Speakers: Gavin Schaffer, Peter Bailey, Lucy Delap
Chair: Julie-Marie Strange
This session will offer three perspectives on the ways in which historians approach comedy and humour as sources for the research of modern British history. Looking at case studies of suffrage and anti-suffrage movements of the early twentieth century, music hall, and 1980s alternative and mainstream comedy, it will question what historians can learn from cultures of humour and laughter and explore the role played by jokes in social, political and cultural life. The three case studies within the panel between them probe issues of class, race, sexuality and gender, exploring the function of comedy as an agent of challenge and change. They utilise different sources, including live comedy performance, print, and television, to tease out the role of comedy and its impacts. At the core of the session will be a discussion about why historians have hitherto underused comedy as a source and why cultures of humour have so often been dismissed as ephemeral or unimportant. All three papers in this session will argue that humour and laughter offers insight into past cultures, while focusing on the theoretical and practical parameters of the historical study of humour.
Paper 1 Abstract: “Turned Out Nice Again”: Music Hall Humour As Social Text
Peter Bailey (University of Manitoba/Indiana University)
Music hall in Britain denotes both the prototype modern entertainment industry that did business from the mid-Victorian era to the 1950s and a persistent style of humour and comic performance now lodged in the national psyche as an agreeably vulgar and traditional working class mode. This paper surveys the shifting content and function of music hall stage humour in text, persona and performance, as a register of material and social values, an issue in the history of cultural politics, and an emergent second language for all.
Paper 2 Abstract: ‘A wave of angry laughter’: feminism, suffrage and laughter in modern British history
Lucy Delap (St Catharine’s College, Cambridge)
This paper examines the role that the study of humour, comedy and laughter can play in elucidating key themes in modern British history. It will discuss the ambiguities of traces of laughter in the historical archive, as well as the reluctance amongst modern historians to take laughter seriously as a revealing dimension of political, emotional and cultural life. Attention to who laughs, when, and at what is valuable for its capacity to show multiple facets of social and political change – laughter, for example, signals reception and incorporation of culture into everyday life; its study elucidates the emotional content of political and social movements; laughter indicates the cues for social anxiety and the tools deployed to diminish it. Study of laughter must always be alert to failed jokes, the moments where laughter is sought but not forthcoming. Laughter can be manipulated, but remains an unpredictable emotional performance; the emotional states it signals are many, and cannot be assumed. This paper will offer a case study of humour and laughter within the women’s suffrage and anti-suffrage movements of the early twentieth century, to better understand the reception and ‘throw’ of suffrage arguments, the performances mandated, and the unpredictable meanings that suffrage or anti-suffrage interventions might take on. The paper will conclude with reflections on what the study of humour and laughter can offer to wider field of modern British studies, and to methodological debates concerning the study of emotions, and the incorporation of theory into historical practice.

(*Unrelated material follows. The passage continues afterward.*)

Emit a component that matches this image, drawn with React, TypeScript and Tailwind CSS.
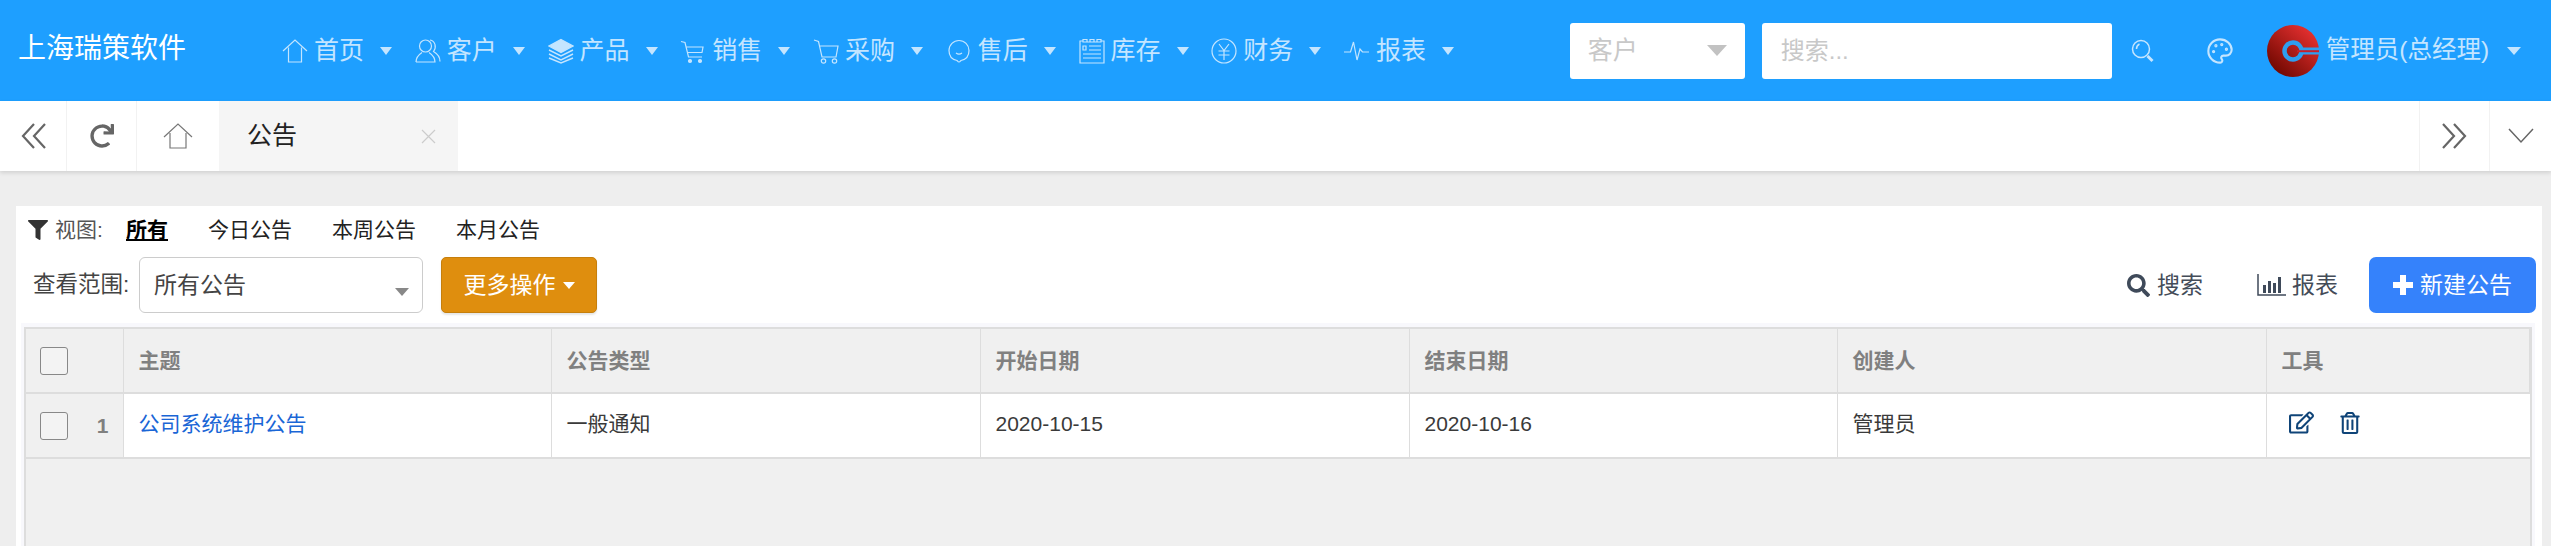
import type { ReactNode } from 'react';
import { FaFilter, FaRedo, FaRegEdit, FaRegTrashAlt, FaSearch } from 'react-icons/fa';
import { Palette } from 'lucide-react';

function NavIcon({ children }: { children: ReactNode }) {
  return (
    <svg width="26" height="26" viewBox="0 0 26 26" fill="none" stroke="currentColor" strokeWidth="1.2" className="shrink-0">
      {children}
    </svg>
  );
}

const navItems: { label: string; icon: ReactNode }[] = [
  {
    label: '首页',
    icon: <path d="M1 13 13 2l12 11M6.5 9.5V24h13V9.5" />,
  },
  {
    label: '客户',
    icon: (
      <>
        <circle cx="10.5" cy="8" r="6" />
        <path d="M1 24c0-5 3-7.5 6-9.5M14 14.500c3 2 6 4.500 6 9.500H1M15 2c5 1 7 7 3.500 11.500 3.500 2 6.500 5 6.500 10" />
      </>
    ),
  },
  {
    label: '产品',
    icon: (
      <>
        <path d="M13 1.500 25 8l-12 6.500L1 8z" fill="currentColor" />
        <path d="m1 12 12 6 12-6M1 16l12 6 12-6M1 20l12 5 12-5" strokeWidth="1.400" />
      </>
    ),
  },
  {
    label: '销售',
    icon: (
      <>
        <path d="M1 3.500 5 4.500 8.500 19H22M6.500 9H23l-1 5.500H8" />
        <circle cx="10" cy="23" r="1.500" fill="currentColor" />
        <circle cx="20" cy="23" r="1.500" fill="currentColor" />
      </>
    ),
  },
  {
    label: '采购',
    icon: (
      <>
        <path d="M1 2l4.500 1.500L9 19h14l2-11H6.800" />
        <circle cx="10.500" cy="23" r="2.200" />
        <circle cx="21.500" cy="23" r="2.200" />
      </>
    ),
  },
  {
    label: '售后',
    icon: (
      <>
        <path d="M13 24c-1 0-1.500-1-2-1.500C6 21.500 3 17.500 3 12.500 3 7 7.500 2.500 13 2.500S23 7 23 12.500c0 5-3 9-8 10-.5.500-1 1.500-2 1.500z" />
        <path d="M10 15c2 1.500 4 1.500 6 0" />
      </>
    ),
  },
  {
    label: '库存',
    icon: (
      <>
        <path d="M4 3H1v22h24V3h-3M4 1.500h4V4H4zM11 1.500h4V4h-4zM18 1.500h4V4h-4zM8 4h3M15 4h3" />
        <path d="M4 8h3v4H4zM10 8h12M10 12h12M4 16h18M4 20h18" />
      </>
    ),
  },
  {
    label: '财务',
    icon: (
      <>
        <circle cx="13" cy="13" r="12" />
        <path d="M8 6l5 6.500L18 6M7.500 13h11M7.500 17h11M13 12.500V22" />
      </>
    ),
  },
  {
    label: '报表',
    icon: <path d="M0 14h6.500L9.500 4l3.500 18 3-11 2.500 3H25" />,
  },
];

function NavItem({ label, icon }: { label: string; icon: ReactNode }) {
  return (
    <div className="flex w-[132.75px] items-center text-[#c4e5ff]">
      <NavIcon>{icon}</NavIcon>
      <span className="ml-[6px] w-[49px] whitespace-nowrap text-[25px]">{label}</span>
      <span className="ml-[17px] h-0 w-0 border-x-[6.500px] border-t-[8px] border-x-transparent border-t-[#c4e5ff]" />
    </div>
  );
}

function Avatar() {
  return (
    <svg width="52" height="52" viewBox="0 0 52 52" className="shrink-0">
      <defs>
        <linearGradient id="logo" x1="0.850" y1="0.100" x2="0.150" y2="0.900">
          <stop offset="0" stopColor="#e53030" />
          <stop offset="1" stopColor="#700800" />
        </linearGradient>
      </defs>
      <circle cx="26" cy="26" r="26" fill="url(#logo)" />
      <circle cx="26" cy="26" r="8.500" fill="none" stroke="#2f9eef" strokeWidth="4.500" />
      <path d="M33 22.500h19v7H33z" fill="#2f9eef" />
      <path d="M30 25.200h22v2H30z" fill="#c8202a" />
    </svg>
  );
}

function DoubleChevron({ flip }: { flip?: boolean }) {
  return (
    <svg width="27" height="26" viewBox="0 0 27 26" fill="none" stroke="#666" strokeWidth="2.200" className={flip ? '-scale-x-100' : ''}>
      <path d="M14 1 3 13l11 12M25 1 14 13l11 12" />
    </svg>
  );
}

function Checkbox() {
  return <span className="block h-[28px] w-[28px] rounded-[3px] border border-[#888] bg-[#f3f3f3]" />;
}

function ChartIcon() {
  return (
    <svg width="29" height="22" viewBox="0 0 29 22" fill="none" stroke="#3f4a5a">
      <path d="M1 0v21h28" strokeWidth="1.500" />
      <path d="M6 11h3v8H6zM11 7h3v12h-3zM16 9h3v10h-3zM21 3h3v16h-3z" fill="#3f4a5a" strokeWidth="0" />
    </svg>
  );
}

const columns = ['主题', '公告类型', '开始日期', '结束日期', '创建人', '工具'];
const cellClass = 'border-r border-b-2 border-[#ddd] px-[15px] text-left';
const bodyCellClass = `${cellClass} pb-[3px] text-[#3a3a3a]`;

export default function App() {
  return (
    <div className="h-[546px] overflow-hidden bg-[#eee] text-[21px] text-[#333] [font-family:'Liberation_Sans','Noto_Sans_CJK_SC',sans-serif]">
      {/* Top bar */}
      <header className="flex h-[101px] items-center bg-[#1e9fff]">
        <div className="w-[282px] pb-[4px] pl-[18px] text-[28px] text-white">上海瑞策软件</div>
        <nav className="flex">
          {navItems.map((item) => (
            <NavItem key={item.label} label={item.label} icon={item.icon} />
          ))}
        </nav>
        <div className="ml-[93px] flex h-[56px] w-[175px] items-center justify-between rounded-[3px] bg-white pl-[18px] pr-[18px] text-[25px] text-[#c8c8c8]">
          客户
          <span className="h-0 w-0 border-x-[10px] border-t-[11px] border-x-transparent border-t-[#c2c2c2]" />
        </div>
        <div className="ml-[17px] flex h-[56px] w-[350px] items-center rounded-[3px] bg-white pl-[19px] text-[24px] text-[#c8c8c8]">
          搜索...
        </div>
        <svg width="24" height="24" viewBox="0 0 24 24" fill="none" stroke="#c4e5ff" strokeWidth="1.500" className="ml-[19px]">
          <circle cx="10" cy="10" r="8.500" />
          <path d="M5.500 10c0-2 1-4 3-5" />
          <path d="m16.500 17 5 5" strokeWidth="3" />
        </svg>
        <Palette size={28} strokeWidth={1.800} className="ml-[51px] text-[#c4e5ff]" />
        <div className="ml-[33px]">
          <Avatar />
        </div>
        <span className="ml-[7px] whitespace-nowrap text-[24.500px] text-[#c4e5ff]">管理员(总经理)</span>
        <span className="ml-[18px] h-0 w-0 border-x-[7px] border-t-[8px] border-x-transparent border-t-[#c4e5ff]" />
      </header>

      {/* Tabs */}
      <div className="flex h-[70px] bg-white shadow-[0_2px_4px_rgba(0,0,0,0.12)]">
        <div className="flex w-[67px] items-center justify-center border-r border-[#f2f2f2]">
          <DoubleChevron />
        </div>
        <div className="flex w-[70px] items-center justify-center border-r border-[#f2f2f2]">
          <FaRedo size={24} className="text-[#666]" />
        </div>
        <div className="flex w-[82px] items-center justify-center">
          <svg width="30" height="26" viewBox="0 0 30 26" fill="none" stroke="#777" strokeWidth="1.200">
            <path d="M1 14 15 1l14 13M7 10v15h16V10" />
          </svg>
        </div>
        <div className="flex w-[239px] items-center justify-between bg-[#f5f5f5] pl-[28px] pr-[22px]">
          <span className="text-[25px] text-[#222]">公告</span>
          <svg width="15" height="15" viewBox="0 0 15 15" stroke="#ccc" strokeWidth="1.200">
            <path d="m1 1 13 13M14 1 1 14" />
          </svg>
        </div>
        <div className="flex-1" />
        <div className="flex w-[70px] items-center justify-center border-l border-[#f2f2f2]">
          <DoubleChevron flip />
        </div>
        <div className="flex w-[62px] items-center justify-center border-l border-[#f2f2f2]">
          <svg width="26" height="16" viewBox="0 0 26 16" fill="none" stroke="#666" strokeWidth="1.500">
            <path d="m1 1 12 13L25 1" />
          </svg>
        </div>
      </div>

      {/* Content */}
      <main className="ml-[16px] mr-[9px] mt-[35px] h-[340px] bg-white pt-[6px]">
        <div className="flex h-[35px] items-center pl-[12px] text-[#222]">
          <FaFilter size={20} className="text-[#333]" />
          <span className="ml-[7px] w-[51px] whitespace-nowrap text-[#555]">视图:</span>
          <span className="ml-[20px] font-bold text-black underline">所有</span>
          <span className="ml-[40px]">今日公告</span>
          <span className="ml-[40px]">本周公告</span>
          <span className="ml-[40px]">本月公告</span>
        </div>
        <div className="mt-[10px] flex h-[56px] items-center pl-[17px] pr-[6px]">
          <span className="w-[97px] whitespace-nowrap text-[22.500px] text-[#444]">查看范围:</span>
          <div className="relative ml-[9px] flex h-[56px] w-[284px] items-center rounded-[6px] border border-[#ccc] pl-[14px] text-[23px] text-[#444]">
            所有公告
            <span className="absolute right-[13px] top-[30px] h-0 w-0 border-x-[7px] border-t-[8px] border-x-transparent border-t-[#888]" />
          </div>
          <div className="ml-[18px] flex h-[56px] w-[156px] items-center justify-center rounded-[5px] border border-[#c67f0c] bg-[#df8e0e] text-[23px] text-white shadow-[0_2px_2px_rgba(0,0,0,0.1)]">
            更多操作
            <span className="ml-[7px] h-0 w-0 border-x-[6.500px] border-t-[7px] border-x-transparent border-t-white" />
          </div>
          <div className="flex-1" />
          <FaSearch size={23} className="text-[#3f4a5a]" />
          <span className="ml-[7px] text-[23px] text-[#444c58]">搜索</span>
          <span className="ml-[54px]">
            <ChartIcon />
          </span>
          <span className="ml-[6px] text-[23px] text-[#444c58]">报表</span>
          <div className="ml-[31px] flex h-[56px] w-[167px] items-center justify-center rounded-[7px] bg-[#3582fb] text-[23px] text-white">
            <svg width="20" height="20" viewBox="0 0 20 20" stroke="white" strokeWidth="6">
              <path d="M10 0v20M0 10h20" />
            </svg>
            <span className="ml-[7px]">新建公告</span>
          </div>
        </div>

        {/* Table */}
        <div className="ml-[5px] mt-[10px] h-[240px] w-[2514px] bg-[#f8f8fc] pl-[3px] pr-[3px] pt-[4px]">
          <div className="h-full border-x-2 border-t-2 border-[#ddd] bg-[#f0f0f0]">
            <table className="w-full table-fixed border-collapse">
              <colgroup>
                <col className="w-[97px]" />
                <col className="w-[428px]" />
                <col className="w-[429px]" />
                <col className="w-[429px]" />
                <col className="w-[428px]" />
                <col className="w-[429px]" />
                <col />
              </colgroup>
              <thead>
                <tr className="h-[64px] bg-[#f0f0f0]">
                  <th className={`${cellClass} !px-0`}>
                    <div className="pl-[14px]">
                      <Checkbox />
                    </div>
                  </th>
                  {columns.map((c) => (
                    <th key={c} className={`${cellClass} font-bold text-[#808080]`}>
                      {c}
                    </th>
                  ))}
                </tr>
              </thead>
              <tbody>
                <tr className="h-[65px] bg-white">
                  <td className={`${cellClass} bg-[#f0f0f0] !px-0`}>
                    <div className="flex items-center justify-between pl-[14px] pr-[14px]">
                      <Checkbox />
                      <span className="font-bold text-[#808080]">1</span>
                    </div>
                  </td>
                  <td className={`${cellClass} pb-[3px] text-[#1a66d6]`}>公司系统维护公告</td>
                  <td className={bodyCellClass}>一般通知</td>
                  <td className={bodyCellClass}>2020-10-15</td>
                  <td className={bodyCellClass}>2020-10-16</td>
                  <td className={bodyCellClass}>管理员</td>
                  <td className={`${cellClass} !border-r-0`}>
                    <div className="flex items-center gap-[25px] pb-[6px] pl-[7px] text-[#0f4478]">
                      <FaRegEdit size={25} />
                      <FaRegTrashAlt size={22} />
                    </div>
                  </td>
                </tr>
              </tbody>
            </table>
          </div>
        </div>
      </main>
    </div>
  );
}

Paper 3 Abstract: The Alternative to the Alternative: Mainstream Comedy in 1980s Britain
Gavin Schaffer (University of Birmingham)
Comedy in the 1980s is mainly remembered in terms of the rise of a new brand of alternative humour, epitomised by The Young Ones, The Comic Strip Presents, and the success of comedy clubs such as The Comedy Store and The Comic Strip. This focus on iconic alternative output makes sense in terms of charting the development of British humour, but silences the broader reality that most Britons were uninspired by alternative comedy in the 1980s. While in popular memory the 1980s is remembered in terms of the decline of traditional comics such as Benny Hill, in reality this was an era where these kinds of acts prospered. Hill, for example, continued with his successful television show until 1989. The most popular sitcoms of the 1980s were ‘Allo ‘Allo and Only Fools and Horses, programmes which owed far more to the traditional structures and conventions of British comedy than they did to the alternative movement. This paper will offer analysis of the continuing success of mainstream comedy set against the background of the rise of the alternative. It will consider why mainstream comedy maintained its popularity in the 1980s and what this might tell historians about culture and society in Thatcher’s Britain, at the same time questioning why so many Britons continued to dismiss new wave humour as the alternative to comedy.